A helmet purchased with D.A.R.E. funds is also given to the bicycle winner.

DARE to Ride benefits are twofold. “It gives kids incentive to work hard and study and write a really good essay at the end of their D.A.R.E. program and they have a chance to win a bicycle. And inmates (who refurbish the bikes) are able to participate in something worthwhile for the community,” Taylor said.

Jail staff members select inmates allowed to work on the bikes. Jail Lt. T. J. Choate oversees the project and makes sure the inmates refurbish the bikes to pristine condition.

People were very generous in donating the bikes, Taylor said.

Sheriff deputies picked up the bikes from residents who called the sheriff’s office saying they had a bicycle they would like to donate instead of throwing it away. Often they were bikes that grown-ups don’t ride anymore or bikes their children don’t want after getting a new bike, Taylor said.

The deputies brought the donated bikes to a shop set up in a secure area inside the county jail, where trustees worked on the bikes to ready them to be given away.

The shop is full, so the sheriff’s department is not accepting bike donations currently.

So far, four bikes have been awarded to D.A.R.E. essay winners in Elkhart, Westwood, Neches and Slocum school districts.

This semester, a bike will be awarded to an essay winner at Story Elementary in Palestine and to students in Frankston and Cayuga school districts.

“We hope the incentive for giving out bicycles will make them work harder in D.A.R.E. to win something and (receive) a sense of accomplishment for doing well, plus we like the part about the inmates being able to participate in something good for the community,” Taylor said. “It’s a neat program and a good situation all around.”

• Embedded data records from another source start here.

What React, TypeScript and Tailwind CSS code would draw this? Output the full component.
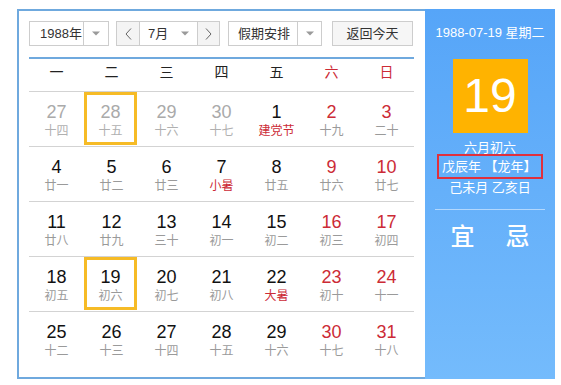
import React from "react";

const FONT = { fontFamily: '"Liberation Sans", Arial, "Noto Sans CJK SC", sans-serif' };

type Cell = { n: number; l: string; gray?: boolean; red?: boolean; lred?: boolean; sel?: boolean };

const rows: Cell[][] = [
  [
    { n: 27, l: "十四", gray: true },
    { n: 28, l: "十五", gray: true, sel: true },
    { n: 29, l: "十六", gray: true },
    { n: 30, l: "十七", gray: true },
    { n: 1, l: "建党节", lred: true },
    { n: 2, l: "十九", red: true },
    { n: 3, l: "二十", red: true },
  ],
  [
    { n: 4, l: "廿一" },
    { n: 5, l: "廿二" },
    { n: 6, l: "廿三" },
    { n: 7, l: "小暑", lred: true },
    { n: 8, l: "廿五" },
    { n: 9, l: "廿六", red: true },
    { n: 10, l: "廿七", red: true },
  ],
  [
    { n: 11, l: "廿八" },
    { n: 12, l: "廿九" },
    { n: 13, l: "三十" },
    { n: 14, l: "初一" },
    { n: 15, l: "初二" },
    { n: 16, l: "初三", red: true },
    { n: 17, l: "初四", red: true },
  ],
  [
    { n: 18, l: "初五" },
    { n: 19, l: "初六", sel: true },
    { n: 20, l: "初七" },
    { n: 21, l: "初八" },
    { n: 22, l: "大暑", lred: true },
    { n: 23, l: "初十", red: true },
    { n: 24, l: "十一", red: true },
  ],
  [
    { n: 25, l: "十二" },
    { n: 26, l: "十三" },
    { n: 27, l: "十四" },
    { n: 28, l: "十五" },
    { n: 29, l: "十六" },
    { n: 30, l: "十七", red: true },
    { n: 31, l: "十八", red: true },
  ],
];

const weekdays = ["一", "二", "三", "四", "五", "六", "日"];

function Caret() {
  return (
    <svg width="8" height="5" viewBox="0 0 8 5">
      <path d="M0 0.5 L8 0.5 L4 4.5 Z" fill="#9a9a9a" />
    </svg>
  );
}

function Chevron({ dir }: { dir: "l" | "r" }) {
  return (
    <svg width="7" height="12" viewBox="0 0 7 12">
      <path
        d={dir === "l" ? "M6 0.5 L1 6 L6 11.5" : "M1 0.5 L6 6 L1 11.5"}
        fill="none"
        stroke="#666"
        strokeWidth="1"
      />
    </svg>
  );
}

export default function App() {
  return (
    <div className="w-[561px] h-[385px] bg-white pt-[9px] pl-[17px]" style={FONT}>
      <div className="flex w-[538px] h-[370px]">
        {/* Left calendar */}
        <div className="w-[408px] h-full border-l-2 border-t-2 border-b-2 border-[#6fa9de] pl-[10px] pr-[11px] pt-[10px]">
          {/* Controls */}
          <div className="flex h-[25px] text-[13px] text-[#333]">
            <div className="flex w-[80px] h-full border border-[#cdcdcd] bg-white">
              <div className="flex-1 flex items-center pl-[10px] leading-none">1988年</div>
              <div className="w-[25px] border-l border-[#cdcdcd] flex items-center justify-center">
                <Caret />
              </div>
            </div>
            <div className="flex w-[104px] h-full border border-[#cdcdcd] ml-[7px]">
              <div className="w-[23px] bg-[#f4f4f4] border-r border-[#cdcdcd] flex items-center justify-center">
                <Chevron dir="l" />
              </div>
              <div className="flex-1 flex items-center bg-white pl-[8px]">
                <span className="leading-none">7月</span>
                <span className="ml-auto mr-[8px] flex">
                  <Caret />
                </span>
              </div>
              <div className="w-[22px] bg-[#f4f4f4] border-l border-[#cdcdcd] flex items-center justify-center">
                <Chevron dir="r" />
              </div>
            </div>
            <div className="flex w-[94px] h-full border border-[#cdcdcd] bg-white ml-[8px]">
              <div className="flex-1 flex items-center pl-[9px] leading-none">假期安排</div>
              <div className="w-[24px] border-l border-[#cdcdcd] flex items-center justify-center">
                <Caret />
              </div>
            </div>
            <div className="w-[81px] h-full border border-[#cdcdcd] bg-[#f6f6f6] ml-[10px] flex items-center justify-center leading-none">
              返回今天
            </div>
          </div>
          {/* Blue line */}
          <div className="mt-[11px] h-[2px] bg-[#6fa9de]" />
          {/* Header */}
          <div className="grid grid-cols-7 h-[32px] pt-[3px]">
            {weekdays.map((w, i) => (
              <div
                key={w}
                className={`text-center text-[14px] leading-[20px] ${i >= 5 ? "text-[#cc2b36]" : "text-[#222]"}`}
              >
                {w}
              </div>
            ))}
          </div>
          {/* Rows */}
          {rows.map((row, ri) => (
            <div key={ri} className="grid grid-cols-7 h-[55px] border-t border-[#d3d3d3]">
              {row.map((c, ci) => {
                const numColor = c.gray ? "text-[#aaaaaa]" : c.red ? "text-[#cc2b36]" : "text-[#111]";
                const lColor = c.lred ? "text-[#cc2b36]" : c.gray ? "text-[#b0b0b0]" : "text-[#9a9a9a]";
                return (
                  <div key={ci} className="h-[54px]">
                    <div
                      className={
                        c.sel
                          ? "w-[53px] h-[53px] border-[3px] border-[#f6bb26] pt-[7px] flex flex-col items-center"
                          : "w-[55px] h-[54px] pt-[10px] flex flex-col items-center"
                      }
                    >
                      <div className={`text-[18px] leading-[20px] ${numColor}`}>{c.n}</div>
                      <div className={`text-[12px] leading-[16px] mt-px ${lColor}`}>{c.l}</div>
                    </div>
                  </div>
                );
              })}
            </div>
          ))}
        </div>
        {/* Right panel */}
        <div className="w-[130px] h-full bg-gradient-to-b from-[#56a5f8] to-[#74bbfc] text-white flex flex-col items-center">
          <div className="mt-[15px] text-[13px] leading-[18px]">1988-07-19 星期二</div>
          <div className="mt-[17px] w-[75px] h-[74px] bg-[#ffb300] flex items-center justify-center">
            <span className="text-[48px] leading-none">19</span>
          </div>
          <div className="mt-[8px] text-[13px] leading-[14px]">六月初六</div>
          <div className="-mt-px w-[106px] h-[25px] border-2 border-[#e0303c] text-[13px] leading-[19px] pt-[1px] pl-[3px] text-left whitespace-nowrap">
            戊辰年 【龙年】
          </div>
          <div className="text-[13px] leading-[18px]">己未月 乙亥日</div>
          <div className="mt-[12px] w-[110px] h-px bg-white/50" />
          <div className="mt-[13px] flex gap-[31px] text-[24px] leading-[28px] font-medium">
            <span>宜</span>
            <span>忌</span>
          </div>
        </div>
      </div>
    </div>
  );
}
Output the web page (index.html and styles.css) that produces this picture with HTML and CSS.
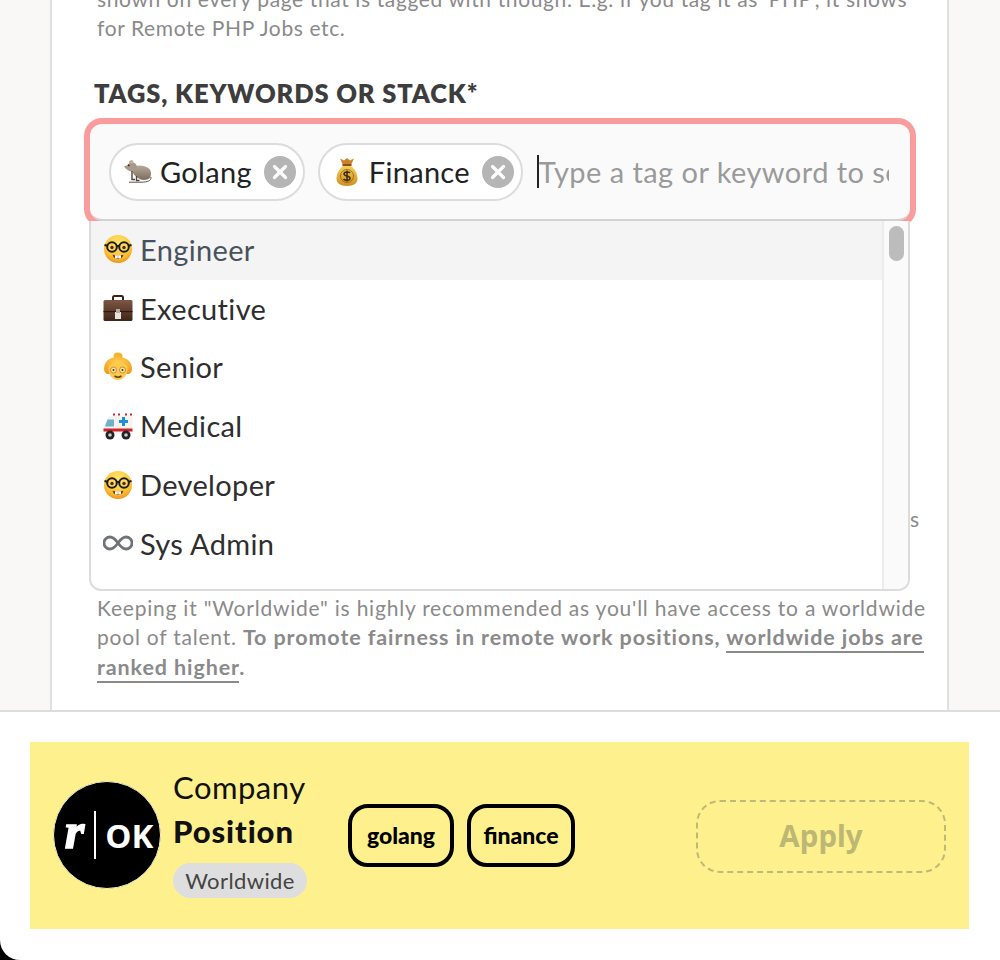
FILE: index.html
```html
<!DOCTYPE html>
<html lang="en">
<head>
<meta charset="utf-8">
<title>Post a job</title>
<link rel="stylesheet" href="styles.css">
</head>
<body>
<svg class="defs" width="0" height="0" aria-hidden="true">
  <defs>
    <radialGradient id="face" cx="50%" cy="30%" r="75%"><stop offset="0" stop-color="#ffe873"/><stop offset="0.65" stop-color="#fdc234"/><stop offset="1" stop-color="#ee8a14"/></radialGradient>
    <radialGradient id="hair" cx="50%" cy="30%" r="75%"><stop offset="0" stop-color="#ffd04f"/><stop offset="1" stop-color="#ee9a1c"/></radialGradient>
    <linearGradient id="case" x1="0" y1="0" x2="0" y2="1"><stop offset="0" stop-color="#7f5644"/><stop offset="1" stop-color="#3f2518"/></linearGradient>
    <linearGradient id="bag" x1="0" y1="0" x2="0" y2="1"><stop offset="0" stop-color="#f6cf5a"/><stop offset="1" stop-color="#cf8f1e"/></linearGradient>
    <linearGradient id="rat" x1="0" y1="0" x2="0" y2="1"><stop offset="0" stop-color="#b8aa98"/><stop offset="1" stop-color="#7a6e60"/></linearGradient>
    <symbol id="nerd" viewBox="0 0 30 30">
      <circle cx="15" cy="15" r="14" fill="url(#face)"/>
      <circle cx="9" cy="13" r="4.800" fill="#ffd75e" stroke="#1d1d1d" stroke-width="2"/>
      <circle cx="21" cy="13" r="4.800" fill="#ffd75e" stroke="#1d1d1d" stroke-width="2"/>
      <path d="M13.500 12h3M1.500 11l3 .8M28.500 11l-3 .8" stroke="#1d1d1d" stroke-width="2" fill="none"/>
      <circle cx="9" cy="13.500" r="1.700" fill="#4a2e12"/><circle cx="21" cy="13.500" r="1.700" fill="#4a2e12"/>
      <path d="M9.500 20.500c3 1.500 8 1.500 11 0c-1 3.500-3 4.500-5.500 4.500s-4.500-1-5.500-4.500z" fill="#6b3d14"/>
      <rect x="12" y="21.300" width="2.800" height="3.200" fill="#fff"/><rect x="15.200" y="21.300" width="2.800" height="3.200" fill="#fff"/>
    </symbol>
    <symbol id="briefcase" viewBox="0 0 30 30">
      <path d="M10 8V4.500c0-1 .7-1.500 1.500-1.500h7c.8 0 1.500.5 1.500 1.500V8" fill="none" stroke="#3b2418" stroke-width="2"/>
      <rect x="0.500" y="7" width="29" height="21" rx="1.500" fill="url(#case)"/>
      <rect x="0.500" y="18" width="29" height="1.200" fill="#2c190f"/>
      <rect x="12" y="19" width="6" height="7" fill="#e8e4df"/>
      <rect x="13" y="16" width="4" height="4" fill="#b9a999"/>
    </symbol>
    <symbol id="granny" viewBox="0 0 30 30">
      <ellipse cx="15" cy="4" rx="4.500" ry="3.500" fill="#f7b52d"/>
      <path d="M1 17C1 9 7 5 15 5s14 4 14 12c0 2-1 4-3 5H4c-2-1-3-3-3-5z" fill="url(#hair)"/>
      <path d="M5.500 17c0-5 4-6 9.500-6s9.500 1 9.500 6-3.500 11-9.500 11S5.500 22 5.500 17z" fill="#fdc94f"/>
      <circle cx="10.500" cy="18" r="3" fill="#ffe2a0" stroke="#b98b2b" stroke-width=".9"/>
      <circle cx="19.500" cy="18" r="3" fill="#ffe2a0" stroke="#b98b2b" stroke-width=".9"/>
      <circle cx="10.500" cy="18" r="1" fill="#4a2e12"/><circle cx="19.500" cy="18" r="1" fill="#4a2e12"/>
      <path d="M11.500 24c2 1.300 5 1.300 7 0" fill="none" stroke="#6d3d10" stroke-width="1.500"/>
    </symbol>
    <symbol id="ambulance" viewBox="0 0 30 30">
      <path d="M10 5h19.500v18H.5v-7l4-9c.5-1 1.500-2 3-2z" fill="#f5f3f0"/>
      <path d="M4.500 8.500h6.500v7H2z" fill="#6fb2c8"/>
      <path d="M.5 17.500h29v3H.5z" fill="#d2232a"/>
      <path d="M19 6h3v3h3v3h-3v3h-3v-3h-3V9h3z" fill="#1c8fd6"/>
      <rect x="10" y="2.500" width="2" height="2" fill="#d2232a"/><rect x="15" y="2.500" width="2" height="2" fill="#d2232a"/><rect x="22" y="2.500" width="2" height="2" fill="#d2232a"/><rect x="27" y="2.500" width="2" height="2" fill="#d2232a"/>
      <circle cx="7" cy="24" r="4.500" fill="#222"/><circle cx="7" cy="24" r="1.800" fill="#ccc"/>
      <circle cx="23" cy="24" r="4.500" fill="#222"/><circle cx="23" cy="24" r="1.800" fill="#ccc"/>
    </symbol>
    <symbol id="infinity" viewBox="0 0 30 30">
      <path d="M15 15c-2.500-3.500-4.500-6-8-6a6 6 0 0 0 0 12c3.500 0 5.500-2.500 8-6s4.500-6 8-6a6 6 0 0 1 0 12c-3.500 0-5.500-2.500-8-6z" fill="none" stroke="#6f7378" stroke-width="2.800"/>
    </symbol>
    <symbol id="ratmoji" viewBox="0 0 30 30">
      <path d="M15 21c3 2.500 9 2.500 12 0 1.500-3 1.500-7-1-9.500C22 8 16 8 12 9c-2 .5-3 4-2 7 1 2 3 3.500 5 5z" fill="url(#rat)"/>
      <path d="M1 9.500c2-.5 4-2 5.500-3.500l-.5-2 3 1c3 .5 5 2.500 5 5.500 0 2.500-2 4-4.500 4C7 14.500 3 13 1 9.500z" fill="#a89a88"/>
      <circle cx="8.500" cy="4.800" r="1.900" fill="#c9ab98"/>
      <circle cx="5.800" cy="8.300" r=".9" fill="#222"/>
      <path d="M9 14v8.500h3M13.500 19v4.500h3" fill="none" stroke="#4f463b" stroke-width="1.400"/>
      <path d="M28 20c.5 4-4 5-9 5.200H6" fill="none" stroke="#5e5347" stroke-width="1"/>
    </symbol>
    <symbol id="moneybag" viewBox="0 0 30 30">
      <path d="M8 1.500l4 2L15 1l3 2.500 4-2-3 6.500h-8z" fill="#c9812a"/>
      <rect x="10.500" y="7" width="9" height="2" fill="#8a4f18"/>
      <path d="M11 9C6 13 4.500 18 4.500 22c0 4 3.500 7 10.500 7s10.500-3 10.500-7c0-4-1.500-9-6.500-13z" fill="url(#bag)"/>
      <circle cx="15" cy="19" r="6.500" fill="none" stroke="#6a4510" stroke-width=".6"/>
      <path d="M18 16c-1-1.500-6-1.500-6 1s6 1.500 6 4.200-5 2.500-6.500.8M15 13.500v11" fill="none" stroke="#3f2a0c" stroke-width="1.500"/>
    </symbol>
    <symbol id="close" viewBox="0 0 32 32">
      <circle cx="16" cy="16" r="16" fill="#b5b5b5"/>
      <path d="M10.500 10.500l11 11M21.500 10.500l-11 11" stroke="#fff" stroke-width="3.200" stroke-linecap="round"/>
    </symbol>
  </defs>
</svg>

<div class="page">
  <main class="sheet">
    <p class="hint hint-top">shown on every page that is tagged with though. E.g. if you tag it as 'PHP', it shows for Remote PHP Jobs etc.</p>
    <h2 class="label">TAGS, KEYWORDS OR STACK*</h2>
    <div class="combo">
      <div class="tag-input">
        <span class="chip"><svg class="emoji-chip"><use href="#ratmoji"/></svg><span class="chip-text">Golang</span><svg class="chip-x"><use href="#close"/></svg></span>
        <span class="chip"><svg class="emoji-chip"><use href="#moneybag"/></svg><span class="chip-text">Finance</span><svg class="chip-x"><use href="#close"/></svg></span>
        <span class="field"><span class="caret"></span><span class="placeholder">Type a tag or keyword to search</span></span>
      </div>
      <div class="menu">
        <ul class="menu-list">
          <li class="menu-item active"><svg class="emoji"><use href="#nerd"/></svg>Engineer</li>
          <li class="menu-item"><svg class="emoji"><use href="#briefcase"/></svg>Executive</li>
          <li class="menu-item"><svg class="emoji"><use href="#granny"/></svg>Senior</li>
          <li class="menu-item"><svg class="emoji"><use href="#ambulance"/></svg>Medical</li>
          <li class="menu-item"><svg class="emoji"><use href="#nerd"/></svg>Developer</li>
          <li class="menu-item"><svg class="emoji"><use href="#infinity"/></svg>Sys Admin</li>
        </ul>
        <div class="scroll-track"><div class="scroll-thumb"></div></div>
      </div>
      <p class="under-note">s</p>
    </div>
    <p class="hint hint-bottom">Keeping it "Worldwide" is highly recommended as you'll have access to a worldwide pool of talent. <b>To promote fairness in remote work positions, <span class="link">worldwide jobs are ranked higher</span>.</b></p>
  </main>
  <div class="footer-wrap">
    <footer class="footer">
      <div class="preview">
        <div class="logo"><span class="logo-r">r</span><span class="logo-bar"></span><span class="logo-ok">OK</span></div>
        <div class="job">
          <div class="company">Company</div>
          <div class="position">Position</div>
          <span class="place">Worldwide</span>
        </div>
        <div class="job-tags">
          <span class="job-tag tag-golang">golang</span>
          <span class="job-tag tag-finance">finance</span>
        </div>
        <div class="apply">Apply</div>
      </div>
    </footer>
  </div>
</div>
</body>
</html>
```
FILE: styles.css
```css
* { box-sizing: border-box; }
html, body { margin: 0; padding: 0; }
body {
  width: 1000px;
  height: 960px;
  overflow: hidden;
  background: #faf8f6;
  font-family: "Lato", "Noto Sans", sans-serif;
}
.defs { display: block; height: 0; }
.page { height: 960px; display: flex; flex-direction: column; }
.sheet {
  height: 710px;
  flex: none;
  width: 899px;
  margin-left: 50px;
  background: #fff;
  border-left: 2px solid #e0e0e0;
  border-right: 2px solid #e0e0e0;
  overflow: hidden;
  padding: 0 19px 0 45px;
}
.hint {
  margin: 0;
  font-size: 21px;
  line-height: 29px;
  color: #8a8a8a;
  letter-spacing: 0.78px;
}
.hint-top { margin: -16px 3px 0 0; letter-spacing: 0.62px; }
.label {
  margin: 35px 0 0 -3px;
  font-size: 25.500px;
  line-height: 32px;
  font-weight: 800;
  color: #3d3d3d;
  letter-spacing: 0.87px;
}
.combo { position: relative; margin: 15px 0 0 -7px; width: 820px; }
.tag-input {
  height: 97px;
  display: flex;
  align-items: center;
  gap: 13px;
  padding: 0 21px 0 19px;
  background: #fafafa;
  border-radius: 12px;
  border-bottom: 2px solid #d2d2d2;
  box-shadow: 0 0 0 6px #fa9c9c;
  overflow: hidden;
}
.chip {
  flex: none;
  height: 58px;
  display: flex;
  align-items: center;
  padding: 0 7px 0 12px;
  border: 2px solid #dcdcdc;
  border-radius: 29px;
  background: #fff;
  font-size: 29px;
  color: #222;
}
.emoji-chip { width: 30px; height: 30px; margin-right: 7px; flex: none; }
.chip-text { letter-spacing: 0.3px; }
.chip-x { width: 32px; height: 32px; margin-left: 12px; flex: none; }
.field { flex: 1; min-width: 0; margin-left: 1px; display: flex; align-items: center; overflow: hidden; white-space: nowrap; }
.caret { flex: none; width: 2px; height: 33px; background: #222; }
.placeholder { font-size: 29px; letter-spacing: 0.45px; color: #9a9a9a; }
.menu {
  position: absolute;
  top: 97px;
  left: -1px;
  width: 821px;
  height: 370px;
  display: flex;
  background: #fff;
  border: 2px solid #dcdcdc;
  border-top: 0;
  border-radius: 0 0 12px 12px;
  overflow: hidden;
  z-index: 2;
}
.menu-list { list-style: none; margin: 0; padding: 0; flex: 1; min-width: 0; }
.menu-item {
  height: 58.800px;
  display: flex;
  align-items: center;
  padding: 0 0 2px 12px;
  font-size: 29px;
  letter-spacing: 0.35px;
  color: #2e2e2e;
}
.menu-item.active { background: #f4f4f4; color: #48525c; }
.emoji { width: 30px; height: 30px; margin-right: 7px; flex: none; }
.scroll-track { width: 26px; flex: none; background: #fafafa; border-left: 2px solid #ececec; padding: 5px 0 0 5px; }
.scroll-thumb { width: 15px; height: 35px; border-radius: 8px; background: #bcbcbc; }
.under-note {
  margin: 0 -9px 0 0;
  height: 372px;
  padding: 283px 0 0 0;
  text-align: right;
  font-size: 21px;
  line-height: 29px;
  color: #8a8a8a;
}
.hint b { font-weight: 700; font-size: 21.500px; letter-spacing: 0.9px; }
.link { border-bottom: 2px solid #8a8a8a; padding-bottom: 1px; }
.footer-wrap { flex: 1; background: linear-gradient(90deg, #000 50%, #fff 50%); }
.footer {
  height: 100%;
  background: #fff;
  border-top: 2px solid #dddddd;
  border-bottom-left-radius: 20px;
  padding: 30px 31px 0 30px;
}
.preview {
  height: 187px;
  background: #fef18d;
  display: flex;
  align-items: center;
  padding: 0 23px;
}
.logo {
  width: 108px;
  height: 108px;
  flex: none;
  margin-top: -1px;
  border-radius: 50%;
  background: #000;
  border: 1px solid #f5efc8;
  display: flex;
  align-items: center;
  justify-content: center;
  color: #fff;
  font-family: "Open Sans", sans-serif;
  font-weight: 700;
}
.logo-r { font: italic 900 50px/1 "Liberation Serif", serif; margin: -8px 10px 0 4px; -webkit-text-stroke: 1.500px #fff; }
.logo-bar { width: 2px; height: 48px; background: #fff; margin-right: 9px; }
.logo-ok { font-size: 33px; line-height: 1; }
.job { margin-left: 12px; width: 175px; flex: none; display: flex; flex-direction: column; align-items: flex-start; }
.company { font-size: 31px; line-height: 40px; color: #111; letter-spacing: 0.5px; margin-top: -6px; }
.position { font-size: 31px; line-height: 44px; font-weight: 900; color: #111; letter-spacing: 0.9px; margin-top: 2px; }
.place {
  margin-top: 10px;
  height: 35px;
  width: 134px;
  border-radius: 18px;
  background: #dedede;
  color: #444;
  font-size: 22px;
  line-height: 35px;
  text-align: center;
  letter-spacing: 0.4px;
}
.job-tags { display: flex; gap: 13px; flex: none; }
.job-tag {
  height: 63px;
  border: 4px solid #000;
  border-radius: 20px;
  text-align: center;
  font: 900 23px/55px "Lato", sans-serif;
  color: #000;
}
.tag-golang { width: 106px; }
.tag-finance { width: 108px; }
.apply {
  margin-left: auto;
  margin-top: 1px;
  width: 250px;
  height: 73px;
  border: 2px dashed #bfb979;
  border-radius: 24px;
  text-align: center;
  font: 700 29.500px/67px "Noto Sans", sans-serif;
  color: #bdb775;
}
```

“We may expand it (the bike giveaway) to needy kids, like a family that lost everything in a fire,” Taylor said. It also may be expanded to needy children next Christmas, he added.

Expenses incurred for Dare to Ride, such as tools and parts, are covered by donations to the D.A.R.E. program. Tucker Farris Body Shop donates its time to paint the refurbished bikes.



Anderson County Sheriff Greg Taylor looks over more than 100 used bikes donated by residents to be refurbished by county jail inmates and given to writers of the best essays in the D.A.R.E. program in schools throughout Anderson County.